Personally, I think it’s a system for “experiments”: projects that mostly produce negligible real-world impact, but occasionally lead to major advances (“breakthroughs”). Whereas industry focuses on projects that are likely to succeed, and industry research focuses on projects that are less likely but not as risky as academia permits.

In that respect, I agree there’s an issue with prestige. I think it’s largely because of “publish or perish”: academics aren’t risky because they have to publish ‘quality’ papers, and papers on rejected hypothesis aren’t published and/or considered ‘quality’; and those who still take risks, don’t end up as powerful or get as many students, as those who “play the game”. Some people also say it's because academics naturally have high egos, but I disagree, because if anything, a high ego would make someone more likely to take risks (and focus on "ideas, truth, beauty" which 'only a genius can understand', vs boring practical results that anyone can produce).

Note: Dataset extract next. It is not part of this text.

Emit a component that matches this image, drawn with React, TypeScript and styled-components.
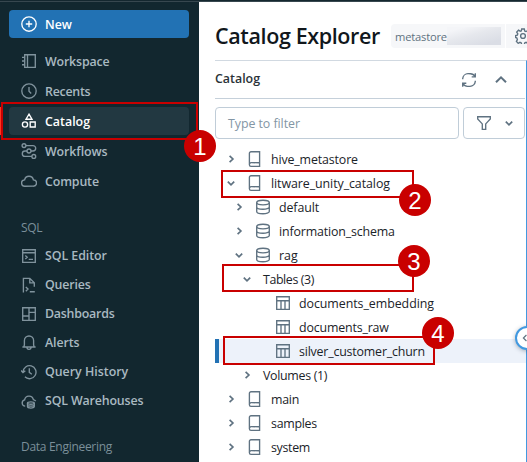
import React from "react";
import styled, { createGlobalStyle } from "styled-components";

const Global = createGlobalStyle`
  * { box-sizing: border-box; }
  body {
    margin: 0;
    overflow: hidden;
    background: #fff;
    font-family: "Open Sans", "Noto Sans", sans-serif;
    font-size: 12.4px;
    color: #11171c;
  }
`;

const Screen = styled.div`
  position: relative;
  display: flex;
  flex-direction: column;
  width: 527px;
  height: 462px;
  overflow: hidden;
`;

const TopStrip = styled.div`
  flex: none;
  height: 2px;
  background: #14272f;
  border-bottom: 1px solid #37474f;
`;

const Body = styled.div`
  display: flex;
  flex: 1;
  min-height: 0;
`;

const Sidebar = styled.nav`
  flex: none;
  width: 199px;
  padding: 8px 10px 0 9px;
  background: #12272f;
  overflow: hidden;
`;

const Label = styled.span<{ $spacing?: number }>`
  white-space: nowrap;
  letter-spacing: ${(p) => p.$spacing ?? 0}px;
`;

const NavItem = styled.div<{ $tall?: boolean; $active?: boolean }>`
  display: flex;
  align-items: center;
  gap: 8px;
  height: ${(p) => (p.$tall ? 28 : 27)}px;
  margin-bottom: 2px;
  padding-left: 12px;
  border-radius: 4px;
  font-weight: 600;
  color: ${(p) => (p.$active ? "#ffffff" : "#a9b9c1")};
  background: ${(p) => (p.$active ? "#223841" : "transparent")};
  svg { color: ${(p) => (p.$active ? "#ffffff" : "#80939d")}; }
`;

const NewButton = styled(NavItem)`
  margin-bottom: 9px;
  color: #fff;
  background: #2272b4;
  svg { color: #fff; }
`;

const SectionTitle = styled.div`
  height: 18px;
  margin: 24px 0 5px;
  padding-left: 12px;
  font-size: 12px;
  line-height: 18px;
  color: #7b8f99;
`;

const Main = styled.main`
  display: flex;
  flex-direction: column;
  flex: 1;
  min-width: 0;
  padding-left: 16px;
  background: #fff;
`;

const Header = styled.header`
  display: flex;
  align-items: center;
  flex: none;
  height: 58px;
  padding-top: 10px;
`;

const Title = styled.h1`
  flex: none;
  width: 176px;
  margin: 0;
  font-size: 21.5px;
  font-weight: 600;
  line-height: 28px;
  letter-spacing: -0.38px;
  white-space: nowrap;
`;

const Chip = styled.div`
  display: flex;
  align-items: center;
  flex: none;
  width: 114px;
  height: 24px;
  padding-left: 4px;
  border-radius: 4px 0 0 4px;
  background: #f6f7f9;
  color: #5f7281;
  font-size: 11.2px;
`;

const Redacted = styled.span`
  width: 54px;
  height: 18px;
  background: linear-gradient(165deg, #f4f5f8 15%, #e6e8ed 45%, #dadde5 85%);
`;

const GearChip = styled.div`
  display: flex;
  align-items: center;
  flex: none;
  width: 32px;
  height: 24px;
  margin-left: 1px;
  padding-left: 9px;
  background: #f6f7f9;
  color: #5f7281;
`;

const Panel = styled.section`
  flex: 1;
  border-top: 1px solid #d1d9e1;
  border-right: 1px solid #4299e0;
`;

const PanelHeader = styled.div`
  display: flex;
  align-items: center;
  height: 38px;
  margin-right: 1px;
  padding-bottom: 2px;
  border-bottom: 1px solid #c5d0da;
  font-weight: 600;
  color: #2a3238;
`;

const HeaderActions = styled.div`
  display: flex;
  align-items: center;
  gap: 16px;
  margin: 2px 16px 0 auto;
  color: #5f7281;
`;

const FilterRow = styled.div`
  display: flex;
  gap: 4px;
  margin: 8px 1px 8px 0;
`;

const FilterBox = styled.div`
  width: 244px;
  height: 32px;
  padding-left: 12px;
  border: 1px solid #c0cdd8;
  border-radius: 4px;
  line-height: 31px;
  color: #8396a5;
`;

const FilterButton = styled.div`
  display: flex;
  align-items: center;
  gap: 9px;
  flex: 1;
  height: 32px;
  padding-left: 12px;
  border: 1px solid #c0cdd8;
  border-radius: 4px;
  color: #5f7281;
`;

const TreeRow = styled.div<{ $depth: number; $selected?: boolean }>`
  display: flex;
  align-items: center;
  height: 24px;
  padding-left: ${(p) => 8 + p.$depth * 8 - (p.$selected ? 4 : 0)}px;
  border-left: ${(p) => (p.$selected ? "4px solid #2272b4" : "0")};
  background: ${(p) => (p.$selected ? "#edf2fa" : "transparent")};
  color: #1b2329;
`;

const CaretSlot = styled.span`
  display: flex;
  align-items: center;
  justify-content: center;
  flex: none;
  width: 16px;
  color: #5f7281;
`;

const IconSlot = styled.span`
  display: flex;
  align-items: center;
  flex: none;
  width: 24px;
  height: 24px;
  padding-bottom: 1px;
  color: #5f7281;
`;

const Gap = styled.span`
  flex: none;
  width: 8px;
`;

const CollapseHandle = styled.div`
  position: absolute;
  left: 515px;
  top: 326px;
  display: flex;
  align-items: center;
  padding-left: 2px;
  width: 24px;
  height: 24px;
  border: 2px solid #4299e0;
  border-radius: 50%;
  background: #fff;
  box-shadow: 0 1px 4px rgba(30, 50, 70, 0.35);
  color: #5f7281;
`;

const EdgeMark = styled.div`
  position: absolute;
  left: 0;
  top: 107px;
  width: 2px;
  height: 28px;
  background: #ff3621;
`;

const Outline = styled.div<{ $x: number; $y: number; $w: number; $h: number }>`
  position: absolute;
  left: ${(p) => p.$x}px;
  top: ${(p) => p.$y}px;
  width: ${(p) => p.$w}px;
  height: ${(p) => p.$h}px;
  border: 2px solid #c90000;
`;

const Step = styled.div<{ $x: number; $y: number }>`
  position: absolute;
  left: ${(p) => p.$x}px;
  top: ${(p) => p.$y}px;
  width: 32px;
  height: 32px;
  border-radius: 50%;
  background: #c90000;
  color: #fff;
  font: 24px/34px "Liberation Sans", Arial, sans-serif;
  text-align: center;
`;

const shapes = {
  plus: <><circle cx="8" cy="8" r="7.2" /><path d="M8 4.8v6.4M4.8 8h6.4" /></>,
  notebook: <path d="M3.7 1.7h10.6v12.6H3.7zM6.5 1.7v12.6M1 4.3h2.7M1 8h2.7M1 11.7h2.7" />,
  clock: <><circle cx="8" cy="8" r="7.2" /><path d="M8 4v4.3l2.2 2.2" /></>,
  shapes: <><path d="M8 1.2l3 5H5zM9.2 9h5v5h-5z" /><circle cx="4" cy="11.5" r="2.6" /></>,
  workflows: <><circle cx="3" cy="2.6" r="1.9" /><circle cx="8" cy="8" r="2" /><circle cx="12.8" cy="13.4" r="1.9" /><path d="M4.9 2.6H12a2.7 2.7 0 010 5.4h-2M6 8H4a2.7 2.7 0 000 5.4h6.9" /></>,
  cloud: <path d="M4 13.2a3.2 3.2 0 01-.4-6.4 4.5 4.5 0 018.8 0A3.2 3.2 0 0112.3 13.2z" />,
  editor: <path d="M1.7 1.7h12.6v12.6H1.7zM1.7 4.7h12.6M4.3 7.5l1.9 1.7-1.9 1.7M7.7 11.4H12" />,
  query: <path d="M2.4 15.4V1.3h6.4l4.5 4.5v4M8.8 1.3v4.5h4.5M4.8 10l2.2 2.1-2.2 2.1M8.8 14.7h5" />,
  dashboard: <path d="M1.7 1.7h12.6v12.6H1.7zM8 1.7v12.6M1.7 10H8M8 6.3h6.3" />,
  bell: <path d="M1.4 12h13.2M2.9 12l.5-2.3V5.6a4.6 4.6 0 019.2 0v4.1l.5 2.3M5.9 12a2.1 2.3 0 004.2 0" />,
  history: <path d="M2 8a6.5 6.5 0 111.9 4.8M.1 6.5L2 8.6l2.3-1.9M8.3 4.2v4.2l2.5 1.9" />,
  warehouse: <><path d="M4.2 13.2a3.2 3.2 0 01-.6-6.3 4.5 4.5 0 018.8-.3 3.2 3.2 0 012.3 1.6" /><path d="M6.5 10v3.6c0 2 6.8 2 6.8 0V10M6.5 12c0 1.5 6.8 1.5 6.8 0" /><ellipse cx="9.9" cy="10" rx="3.4" ry="1.2" /></>,
  gear: <><circle cx="8" cy="8" r="2.4" /><path d="M6.7 1h2.6l.4 2 1.3.6 1.8-1 1.8 1.9-1 1.7.5 1.3 2 .5v2l-2 .4-.6 1.3 1.1 1.8-1.9 1.8-1.7-1-1.3.6-.4 2H6.7l-.4-2-1.3-.6-1.8 1-1.8-1.8 1-1.8L1.9 10l-1.3-.5v-2l1.7-.4.5-1.3-1.1-1.8L3.5 2.2l1.7 1L6.3 3z" /></>,
  refresh: <path d="M1.7 7.2v-.6A5.4 5.4 0 017 1.7h2.5c2 0 3.6 1.2 4.8 3M14.3 1.2v3.6h-3.6M14.3 8.8v.6A5.4 5.4 0 019 14.3H6.5c-2 0-3.6-1.2-4.8-3M1.7 14.8v-3.6h3.6" />,
  up: <path d="M3 10.3l5-5 5 5" strokeWidth="2" />,
  funnel: <path d="M1.7 1.7h12.6v2.2l-4.6 5v5.4H6.3V8.9l-4.6-5z" />,
  book: <path d="M4 .7h8.6v14.6H4a1.6 1.6 0 01-1.6-1.6V2.3A1.6 1.6 0 014 .7zM2.4 13.7a1.8 1.8 0 011.8-2h8.4" />,
  database: <><ellipse cx="8" cy="3.5" rx="6.3" ry="2.3" /><path d="M1.7 3.5v9c0 3 12.6 3 12.6 0v-9M1.7 8c0 3 12.6 3 12.6 0" /></>,
  table: <path d="M1.7 1.7h12.6v12.6H1.7zM1.7 5.7h12.6M6 5.7v8.6M10 5.7v8.6" />,
  right: <path d="M6.6 4.8L9.9 8l-3.3 3.2" strokeWidth="1.7" />,
  down: <path d="M4.8 6.6L8 9.8l3.2-3.2" strokeWidth="1.7" />,
  left: <path d="M8.5 4.6L5 8l3.5 3.4" />,
};
type IconName = keyof typeof shapes;

const Svg = styled.svg`
  flex: none;
  display: block;
  fill: none;
  stroke: currentColor;
`;

const Icon = ({ name, size = 16 }: { name: IconName; size?: number }) => (
  <Svg width={size} height={size} viewBox="0 0 16 16" strokeWidth={1.35}>
    {shapes[name]}
  </Svg>
);

type Nav = [IconName, string, number];
const workspaceNav: Nav[] = [
  ["notebook", "Workspace", -0.17],
  ["clock", "Recents", -0.25],
  ["shapes", "Catalog", 0],
  ["workflows", "Workflows", -0.1],
  ["cloud", "Compute", -0.14],
];
const sqlNav: Nav[] = [
  ["editor", "SQL Editor", -0.05],
  ["query", "Queries", -0.18],
  ["dashboard", "Dashboards", -0.23],
  ["bell", "Alerts", -0.1],
  ["history", "Query History", 0],
  ["warehouse", "SQL Warehouses", -0.15],
];

interface Node {
  depth: number;
  caret?: "right" | "down";
  icon?: IconName;
  text: string;
  spacing: number;
  selected?: boolean;
}
const tree: Node[] = [
  { depth: 0, caret: "right", icon: "book", text: "hive_metastore", spacing: -0.14 },
  { depth: 0, caret: "down", icon: "book", text: "litware_unity_catalog", spacing: -0.07 },
  { depth: 1, caret: "right", icon: "database", text: "default", spacing: -0.1 },
  { depth: 1, caret: "right", icon: "database", text: "information_schema", spacing: -0.15 },
  { depth: 1, caret: "down", icon: "database", text: "rag", spacing: 0 },
  { depth: 2, caret: "down", text: "Tables (3)", spacing: -0.4 },
  { depth: 3.5, icon: "table", text: "documents_embedding", spacing: -0.05 },
  { depth: 3.5, icon: "table", text: "documents_raw", spacing: -0.17 },
  { depth: 3.5, icon: "table", text: "silver_customer_churn", spacing: -0.19, selected: true },
  { depth: 2, caret: "right", text: "Volumes (1)", spacing: -0.3 },
  { depth: 0, caret: "right", icon: "book", text: "main", spacing: -0.27 },
  { depth: 0, caret: "right", icon: "book", text: "samples", spacing: -0.27 },
  { depth: 0, caret: "right", icon: "book", text: "system", spacing: -0.32 },
];

export default function App() {
  return (
    <Screen>
      <Global />
      <TopStrip />
      <Body>
        <Sidebar>
          <NewButton $tall>
            <Icon name="plus" />
            <Label>New</Label>
          </NewButton>
          {workspaceNav.map(([icon, text, spacing]) => (
            <NavItem key={text} $tall $active={text === "Catalog"}>
              <Icon name={icon} />
              <Label $spacing={spacing}>{text}</Label>
            </NavItem>
          ))}
          <SectionTitle><Label $spacing={-0.35}>SQL</Label></SectionTitle>
          {sqlNav.map(([icon, text, spacing]) => (
            <NavItem key={text}>
              <Icon name={icon} />
              <Label $spacing={spacing}>{text}</Label>
            </NavItem>
          ))}
          <SectionTitle><Label $spacing={-0.29}>Data Engineering</Label></SectionTitle>
        </Sidebar>
        <Main>
          <Header>
            <Title>Catalog Explorer</Title>
            <Chip>
              <Label $spacing={-0.2}>metastore</Label>
              <Redacted />
            </Chip>
            <GearChip><Icon name="gear" /></GearChip>
          </Header>
          <Panel>
            <PanelHeader>
              <Label>Catalog</Label>
              <HeaderActions>
                <Icon name="refresh" />
                <Icon name="up" />
              </HeaderActions>
            </PanelHeader>
            <FilterRow>
              <FilterBox><Label $spacing={-0.06}>Type to filter</Label></FilterBox>
              <FilterButton>
                <Icon name="funnel" />
                <Icon name="down" />
              </FilterButton>
            </FilterRow>
            {tree.map((n) => (
              <TreeRow key={n.text} $depth={n.depth} $selected={n.selected}>
                <CaretSlot>{n.caret && <Icon name={n.caret} />}</CaretSlot>
                <Gap />
                {n.icon && <IconSlot><Icon name={n.icon} /></IconSlot>}
                <Label $spacing={n.spacing}>{n.text}</Label>
              </TreeRow>
            ))}
          </Panel>
        </Main>
      </Body>
      <CollapseHandle><Icon name="left" size={14} /></CollapseHandle>
      <EdgeMark />
      <Outline $x={1} $y={102} $w={197} $h={38} />
      <Outline $x={221} $y={170} $w={193} $h={28} />
      <Outline $x={222} $y={264} $w={192} $h={28} />
      <Outline $x={223} $y={336} $w={212} $h={29} />
      <Step $x={184} $y={130}>1</Step>
      <Step $x={399} $y={184}>2</Step>
      <Step $x={398} $y={245}>3</Step>
      <Step $x={422} $y={317}>4</Step>
    </Screen>
  );
}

Ironically, industry has somewhat recently created breakthroughs via venture capitalists (like YC), who fund many risky projects expecting only a couple to succeed (because they also expect the returns from the couple successful projects to recoup the losses from all the failed ones). But nowadays, it seems even VCs are avoiding experiments, focusing mainly on AI (which is arguably an experiment, but even if so, a single one; "couple successes recoup many failures" doesn't work if most of the projects will all succeed or fail together).

I think the problematic current software development industry is the result of too many safe and short-term projects and not enough risky and long-term experiments, which isn't an uncommon view. But, I guess a more uncommon view, I think that means we need more academics.